Dumb Square Root Ques.

[Matabiri]

There is no way to define 'i' in such a way that '-i' doesn't also fit the definition. We might all be using different 'i's.

As long as they all work the same way...

 

[Art Vandelay]

Wow, you really are picky aren't you?

Sorry, I should have included a smilie, but I coulldn't think of which one would be appropriate.

A computational function may do whatever the software developers damn well want it to do, so an Informix 4GL function may return more than one value.

The idea that I was really driving at, and which I didn't express very well, is that the concept of a function includes the idea of being well-defined: with a given input, there isn't a choice between different possible outputs. There are no judgment calls, no decision of which answer to give: there's only one answer. With a computer, the same code can result in different outputs, but one can harmonize that with the concept of a function by conceptualizing the peripherals as being variables that can take on different values, meaning that the input was not truly the same. Even when a program gives an output consisting a several values, the computer still doesn't choose between values, it gives them all. Computer programs, like functions, have no choice as to what answer to give, and in that sense they follow the same rules.

Eh? i is defined as "the number which, when multiplied by itself, gives -1" isn't it? No square root in there at all...

Mind you, -i also fits that definition, I suppose...

You are confusing "definition" with "description". If two different things satisfy a description, it's not a definition. There is no such thing as "the number which, when multiplied by itself, gives -1".

 

[LW]

Even when a program gives an output consisting a several values, the computer still doesn't choose between values, it gives them all. Computer programs, like functions, have no choice as to what answer to give, and in that sense they follow the same rules.

I agree on what you wrote.

However, I use this opportunity to mention that sometimes it is useful to pretend that computer doesn't do that.

That's the idea of non-deterministic computation: suppose that the computer could guess the correct answer and we had only to prove that the guess is correct. If a problem has more than one solution, then we get any one of the answers.

Some programming languages do include the support for defining non-deterministic choices. Of course, in the practical real life implementation the computer has to try all possible choices (well, a naive algorithm has, better algorithms can reject some bad choices immediately) so you don't save any real computational effort. And the answer we get is the one that the computer found first while going through the search tree of the choices.

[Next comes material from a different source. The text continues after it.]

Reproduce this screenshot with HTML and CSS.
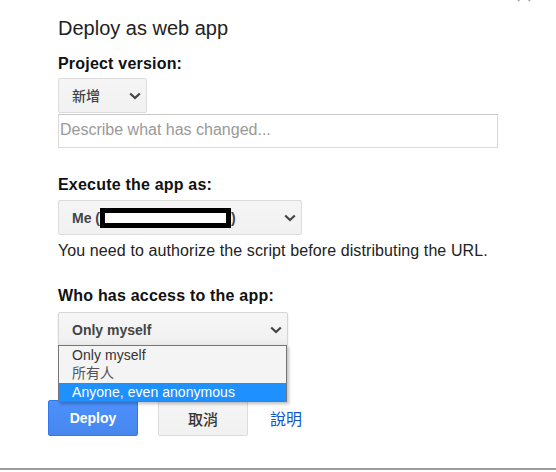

Non-determinism is useful while creating programs for some classes of problems. For example, many "hard" problems have a very simple and natural non-deterministic representation. So, you can very quickly throw together a prototype implementation for the problem using non-determinism, and you can then check if that solution is efficient enough for practical use. In many cases it is. In those cases where it isn't, you have to write a conventional and heavily-optimized program for it and hope that will be good enough. (It often isn't when we are speaking about problems that are truly hard).